その後、大学ではインカレでベスト16の成績に終わったものの、能力の高さが認められて複数の社会人チームから声がかかった白澤。考えた末に決めた進路が、パナソニックパンサーズだ。自らのレベルの向上を常に意識していた彼にとって、パンサーズにかける思いは大きなものだったようである。

「大学では日本一になれなかったので、社会人で日本一になりたいと思ったんです。パナソニックにはいい選手がたくさんいたので、パナソニックの一員としてプレーしたいという気持ちが高まりました」

パナソニックパンサーズの選手は、見た目がクールな(?)選手が多いからか、外部からは“冷静沈着”なイメージで語られることが多く、実際に白澤もそんな印象を持っていたようだ。
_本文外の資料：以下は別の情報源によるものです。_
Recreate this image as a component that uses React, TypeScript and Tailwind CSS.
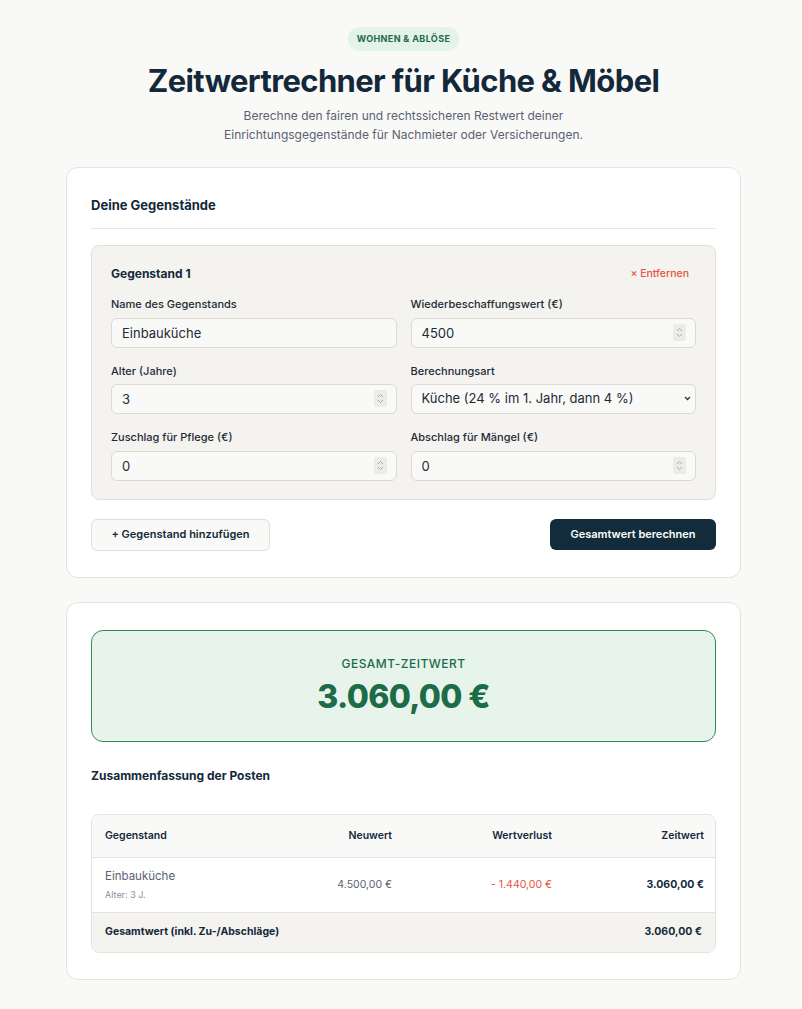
import { useState } from 'react';

type Item = {
  id: number;
  name: string;
  price: number;
  age: number;
  mode: string;
  bonus: number;
  malus: number;
};

const modes = [
  { value: 'kueche', label: 'Küche (24 % im 1. Jahr, dann 4 %)' },
  { value: 'moebel', label: 'Möbel (10 % pro Jahr)' },
];

const eur = (n: number) =>
  n.toLocaleString('de-DE', { minimumFractionDigits: 2, maximumFractionDigits: 2 }) + ' €';

const lossFor = (it: Item) => {
  if (it.mode === 'kueche') {
    if (it.age <= 0) return 0;
    const pct = Math.min(100, 24 + (it.age - 1) * 4);
    return (it.price * pct) / 100;
  }
  return (it.price * Math.min(100, it.age * 10)) / 100;
};

const inputCls =
  'h-[30px] w-full appearance-none rounded-md border border-[#dcd9d3] bg-[#f9f9f7] px-[10px] text-[13px] text-[#1c2b36] outline-none [&::-webkit-inner-spin-button]:appearance-none [&::-webkit-outer-spin-button]:appearance-none';

const Field = ({ label, children }: { label: string; children: React.ReactNode }) => (
  <label className="flex flex-col gap-[5px]">
    <span className="text-[11px] font-medium text-[#1c2b36]">{label}</span>
    {children}
  </label>
);

// number input with a small always-visible stepper
const NumberInput = ({ value, onChange }: { value: number; onChange: (n: number) => void }) => (
  <div className="relative">
    <input
      type="number"
      className={inputCls + ' pr-8'}
      value={value}
      onChange={(e) => onChange(Number(e.target.value))}
    />
    <span className="pointer-events-none absolute right-[10px] top-[6px] flex h-[17px] w-[13px] items-center justify-center rounded-[2px] bg-[#ebebea]">
      <svg width="7" height="11" viewBox="0 0 7 11" fill="none" stroke="#a9abaf" strokeWidth="1">
        <path d="M1 4 3.5 1.5 6 4" />
        <path d="M1 7 3.5 9.5 6 7" />
      </svg>
    </span>
  </div>
);

export default function App() {
  const [items, setItems] = useState<Item[]>([
    { id: 1, name: 'Einbauküche', price: 4500, age: 3, mode: 'kueche', bonus: 0, malus: 0 },
  ]);

  const update = (id: number, patch: Partial<Item>) =>
    setItems((prev) => prev.map((it) => (it.id === id ? { ...it, ...patch } : it)));

  const rows = items.map((it) => {
    const loss = lossFor(it);
    return { ...it, loss, value: it.price - loss + it.bonus - it.malus };
  });
  const total = rows.reduce((s, r) => s + r.value, 0);

  return (
    <div
      className="min-h-screen bg-[#f9f9f8] pb-8 pl-[5px] text-[#1c2b36]"
      style={{ fontFamily: 'Inter, "Noto Sans", sans-serif' }}
    >
      <div className="mx-auto w-[675px]">
        {/* Header */}
        <header className="flex flex-col items-center pt-[27px] text-center">
          <span className="rounded-full bg-[#e4f3ea] px-[9px] py-[5px] text-[9px] font-bold uppercase tracking-[0.04em] text-[#1d6b47]">
            Wohnen &amp; Ablöse
          </span>
          <h1 className="mt-[11px] text-[31px] font-bold leading-[38px] tracking-[-0.02em] text-[#13293a]">
            Zeitwertrechner für Küche &amp; Möbel
          </h1>
          <p className="mt-[6px] text-[12px] leading-[19px] text-[#5b6270]">
            Berechne den fairen und rechtssicheren Restwert deiner
            <br />
            Einrichtungsgegenstände für Nachmieter oder Versicherungen.
          </p>
        </header>

        {/* Form card */}
        <section className="mt-[23px] rounded-xl border border-[#e5e3de] bg-white px-6 pb-[26px] pt-[28px]">
          <h2 className="border-b border-[#e8e6e2] pb-[13px] text-[13px] font-bold text-[#13293a]">
            Deine Gegenstände
          </h2>

          <div className="mt-[16px] flex flex-col gap-4">
            {items.map((it, idx) => (
              <div
                key={it.id}
                className="rounded-lg border border-[#e3e0da] bg-[#f4f3ef] px-[19px] pb-[18px] pt-[19px]"
              >
                <div className="flex items-center justify-between">
                  <h3 className="text-[12px] font-bold text-[#13293a]">Gegenstand {idx + 1}</h3>
                  <button
                    className="pr-[7px] text-[10.5px] font-medium text-[#e4533f]"
                    onClick={() => setItems((prev) => prev.filter((p) => p.id !== it.id))}
                  >
                    × Entfernen
                  </button>
                </div>

                <div className="mt-[13px] grid grid-cols-2 gap-x-[14px] gap-y-[15px]">
                  <Field label="Name des Gegenstands">
                    <input
                      className={inputCls}
                      value={it.name}
                      onChange={(e) => update(it.id, { name: e.target.value })}
                    />
                  </Field>
                  <Field label="Wiederbeschaffungswert (€)">
                    <NumberInput value={it.price} onChange={(n) => update(it.id, { price: n })} />
                  </Field>
                  <Field label="Alter (Jahre)">
                    <NumberInput value={it.age} onChange={(n) => update(it.id, { age: n })} />
                  </Field>
                  <Field label="Berechnungsart">
                    <div className="relative">
                      <select
                        className={inputCls + ' pr-7'}
                        value={it.mode}
                        onChange={(e) => update(it.id, { mode: e.target.value })}
                      >
                        {modes.map((m) => (
                          <option key={m.value} value={m.value}>
                            {m.label}
                          </option>
                        ))}
                      </select>
                      <svg
                        className="pointer-events-none absolute right-[5px] top-[12px]"
                        width="7"
                        height="5"
                        viewBox="0 0 7 5"
                        fill="none"
                        stroke="#2a3440"
                        strokeWidth="1.3"
                      >
                        <path d="M1 1 3.5 3.5 6 1" />
                      </svg>
                    </div>
                  </Field>
                  <Field label="Zuschlag für Pflege (€)">
                    <NumberInput value={it.bonus} onChange={(n) => update(it.id, { bonus: n })} />
                  </Field>
                  <Field label="Abschlag für Mängel (€)">
                    <NumberInput value={it.malus} onChange={(n) => update(it.id, { malus: n })} />
                  </Field>
                </div>
              </div>
            ))}
          </div>

          <div className="mt-[19px] flex items-center justify-between">
            <button
              className="h-[32px] w-[179px] rounded-md border border-[#e1ded8] bg-[#f9f9f7] text-[11px] font-semibold text-[#13293a]"
              onClick={() =>
                setItems((prev) => [
                  ...prev,
                  { id: Date.now(), name: '', price: 0, age: 0, mode: 'kueche', bonus: 0, malus: 0 },
                ])
              }
            >
              + Gegenstand hinzufügen
            </button>
            <button className="h-[31px] w-[166px] rounded-md bg-[#132c3b] text-[11px] font-semibold text-white">
              Gesamtwert berechnen
            </button>
          </div>
        </section>

        {/* Result card */}
        <section className="mt-[24px] rounded-xl border border-[#e5e3de] bg-white px-6 pb-[26px] pt-[27px]">
          <div className="flex h-[112px] flex-col items-center justify-center rounded-xl border border-[#2f8a5e] bg-[#e7f4ec]">
            <span className="text-[12px] font-medium uppercase tracking-[0.04em] text-[#1d6b47]">
              Gesamt-Zeitwert
            </span>
            <span className="mt-[4px] text-[32px] font-extrabold leading-[40px] tracking-[-0.02em] text-[#1d6b47]">
              {eur(total)}
            </span>
          </div>

          <h2 className="mt-[25px] text-[12px] font-bold text-[#13293a]">Zusammenfassung der Posten</h2>

          <div className="mt-[29px] overflow-hidden rounded-lg border border-[#e5e3de] text-[10.5px]">
            <div className="grid h-[43px] grid-cols-[170px_143px_160px_152px] items-center border-b border-[#e5e3de] bg-[#f9f9f7] font-semibold text-[#13293a]">
              <span className="pl-[13px]">Gegenstand</span>
              <span className="pr-[13px] text-right">Neuwert</span>
              <span className="pr-[13px] text-right">Wertverlust</span>
              <span className="pr-[13px] text-right">Zeitwert</span>
            </div>
            {rows.map((r) => (
              <div
                key={r.id}
                className="grid h-[55px] grid-cols-[170px_143px_160px_152px] items-center border-b border-[#e5e3de] bg-white"
              >
                <div className="flex flex-col gap-[3px] pl-[13px]">
                  <span className="text-[11.5px] text-[#5b6270]">{r.name}</span>
                  <span className="text-[9px] text-[#8a8f99]">Alter: {r.age} J.</span>
                </div>
                <span className="pr-[13px] text-right text-[#5b6270]">{eur(r.price)}</span>
                <span className="pr-[13px] text-right text-[#e4533f]">- {eur(r.loss)}</span>
                <span className="pr-[13px] text-right font-bold text-[#13293a]">{eur(r.value)}</span>
              </div>
            ))}
            <div className="flex h-[39px] items-center justify-between bg-[#f4f3ef] px-[13px] font-bold text-[#13293a]">
              <span>Gesamtwert (inkl. Zu-/Abschläge)</span>
              <span>{eur(total)}</span>
            </div>
          </div>
        </section>
      </div>
    </div>
  );
}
「でも入ってみて、ちょっとびっくりしました。みんなめちゃめちゃ面白くて、仲がいいんですよ。だから、すんなり溶け込むことができましたね」

すべてはチーム、そして南部監督のために

パナソニックパンサーズは、2007年度に悲願のリーグ制覇と黒鷲旗優勝の2冠を達成。周囲は大いに涌いたが、実は選手1人1人はとても冷静。南部監督を中心に、自分たちの実力を見極めたうえで着実な練習を重ねているという。

「監督は2007年度の優勝のことを、“圧倒的な強さで手に入れたわけじゃない”といって、チームを引き締めてくれています。監督はまるで親みたいな存在ですよ。選手1人1人とのコミュニケーションを大切にしてくれるし、節目節目できっちりと目標を意識させてくれる。練習はかなりハードですけど、チーム全員がすごくまとまって練習できている気がします。個人的には、プレーの細かな部分でまだまだ詰めていかないといけない課題があるので、そのあたりを重点的に鍛えていっている最中ですね。チームが劣性の時に流れを変えるプレーができるような、そんなプレーヤーを目指しています」

決して口数は多くない白澤だが、こぼれる言葉のひとつひとつに力強さがある。その理由を聞くと、白澤はにこやかにこう語ってくれた。

「このチームが大好きなんですよ。だから、2009年度はリーグ奪還と黒鷲旗3連覇のチャンピオンフラッグを並べ、南部監督を喜ばせたいですね」

拮抗したレベルでのしのぎあいが続くリーグ戦では、“南部監督を中心としたチームの結束力”がチャンピオンになる上で大きな大きな武器となるにちがいない。白澤自身も2007年度に新人賞を獲得する活躍を見せたが、そうした実績や身に着けたテクニックにとらわれることなく、さらに前へと進んでいる。これから、どんどん頼もしくなる存在である。

偶然のきっかけからバレーの道を歩むことになった白澤だが、
今ではその力はチームに不可欠なものとなっている。
南部監督のもとでさらに成長した彼の姿を見るのが楽しみだ。